Jordan Peele’s gripping film,
Get Out, which explores on a micro-level contemporary race relations through the prism of comedy horror, has received considerable attention from critics, including this site’s
Justin Cummings and
Kevin Courrier. Among other films, they have rightly pointed out its cultural markers from
The Invasion of the Body Snatchers,
Guess Who’s Coming to Dinner to
The Stepford Wives. In both versions of the latter, wives are reprogrammed into robotic doppelgangers while
Get Out can be viewed as a sinister version of
Dinner. But Sydney Poitier’s other 1967 film,
In the Heat of the Night, also comes to mind. His role as the urbane cop who encounters southern redneck racists finds its mirror image fifty years later in
Get Out, in the photographer Chris’ unease with the seemingly polite, cringe-inducing patronization of white liberals, a veneer that covers their malevolent and dangerous presence.
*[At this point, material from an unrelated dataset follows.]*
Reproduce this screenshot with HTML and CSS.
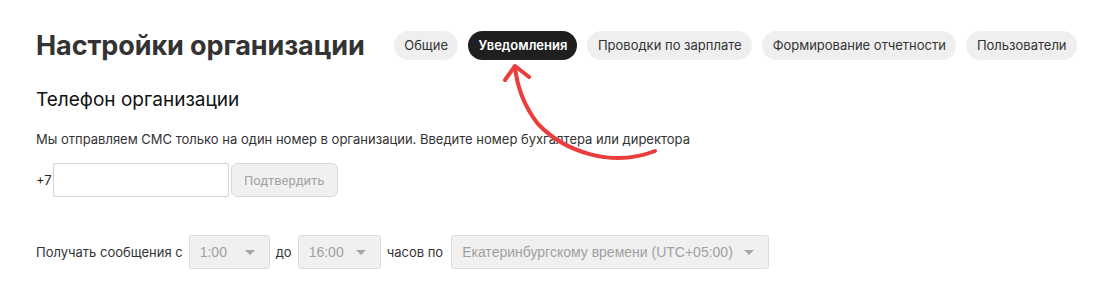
FILE: index.html
```html
<!DOCTYPE html>
<html lang="ru">
<head>
    <meta charset="UTF-8">
    <meta name="viewport" content="width=device-width, initial-scale=1.0">
    <title>Настройки организации</title>
    <link rel="stylesheet" href="styles.css">
</head>
<body>
    <div class="page">
        <div class="header">
            <h1>Настройки организации</h1>
            <nav class="tabs">
                <span class="tab">Общие</span>
                <span class="tab active">Уведомления</span>
                <span class="tab">Проводки по зарплате</span>
                <span class="tab">Формирование отчетности</span>
                <span class="tab">Пользователи</span>
            </nav>
        </div>

        <h2>Телефон организации</h2>
        <p class="hint">Мы отправляем СМС только на один номер в организации. Введите номер бухгалтера или директора</p>

        <div class="phone-row">
            <span class="prefix">+7</span>
            <input type="text" class="phone-input">
            <button class="confirm-btn" disabled>Подтвердить</button>
        </div>

        <div class="time-row">
            <span>Получать сообщения с</span>
            <div class="select select-time">1:00<i class="caret"></i></div>
            <span>до</span>
            <div class="select select-time wide">16:00<i class="caret"></i></div>
            <span>часов по</span>
            <div class="select select-zone">Екатеринбургскому времени (UTC+05:00)<i class="caret"></i></div>
        </div>
    </div>

    <!-- annotation arrow -->
    <svg class="arrow" width="1114" height="296" viewBox="0 0 1114 296">
        <path d="M655 151 C 612 168, 565 152, 538 124 C 524 106, 517 86, 515 67" fill="none" stroke="#ea3d3c" stroke-width="4" stroke-linecap="round"/>
        <path d="M505 80 L515 66 L529 77" fill="none" stroke="#ea3d3c" stroke-width="4" stroke-linecap="round" stroke-linejoin="round"/>
    </svg>
</body>
</html>
```

FILE: styles.css
```css
* {
    margin: 0;
    padding: 0;
    box-sizing: border-box;
}

body {
    font-family: Inter, Roboto, sans-serif;
    color: #222;
    background: #fff;
}

.page {
    padding: 29px 36px;
}

.header {
    display: flex;
    align-items: center;
    gap: 29px;
    white-space: nowrap;
}

h1 {
    font-size: 27px;
    font-weight: 700;
    color: #333;
    letter-spacing: -0.1px;
    flex-shrink: 0;
}

.tabs {
    display: flex;
    gap: 10px;
}

.tab {
    background: #efefef;
    border-radius: 15px;
    height: 29px;
    line-height: 29px;
    padding: 0 10.5px;
    font-size: 13px;
    color: #333;
}

.tab.active {
    background: #1f1f1f;
    color: #fff;
    font-weight: 600;
    padding: 0 10px;
}

h2 {
    margin-top: 26px;
    font-size: 19px;
    font-weight: 400;
    color: #111;
}

.hint {
    margin-top: 20px;
    font-size: 13px;
    color: #333;
}

.phone-row {
    display: flex;
    align-items: center;
    margin-top: 16px;
    font-size: 13px;
}

.prefix {
    margin-right: 1px;
}

.phone-input {
    width: 176px;
    height: 34px;
    border: 1px solid #d4d4d4;
    border-radius: 2px;
    font-size: 13px;
}

.confirm-btn {
    margin-left: 2px;
    height: 34px;
    width: 107px;
    background: #f0f0f0;
    border: 1px solid #d9d9d9;
    border-radius: 6px;
    color: #a3a3a3;
    font-family: Roboto, sans-serif;
    font-size: 13px;
}

.time-row {
    display: flex;
    align-items: center;
    gap: 6px;
    margin-top: 38px;
    font-size: 13px;
    color: #333;
}

.select {
    position: relative;
    height: 34px;
    line-height: 32px;
    background: #f0f0f0;
    border: 1px solid #dcdcdc;
    border-radius: 3px;
    color: #a0a0a0;
    font-family: "Liberation Sans", Arial, sans-serif;
    font-size: 14px;
    padding-left: 10px;
}

.select-time {
    width: 81px;
}

.select-time.wide {
    width: 83px;
}

.select-zone {
    width: 318px;
    margin-left: 2px;
}

.caret {
    position: absolute;
    right: 14px;
    top: 14px;
    border-left: 5px solid transparent;
    border-right: 5px solid transparent;
    border-top: 5px solid #a6a6a6;
}

.arrow {
    position: absolute;
    left: 0;
    top: 0;
    pointer-events: none;
}
```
I would add two fictional progenitors to
Get Out: H. G. Wells’ early science fiction novella,
The Island of Doctor Moreau, about a physician who experiments on animals to turn them into human-like hybrids, and
Stephen King’s End of Watch that posits the idea that the consciousness of a comatose psychopath can be transferred to the minds of others who become the agents of his nefarious plans.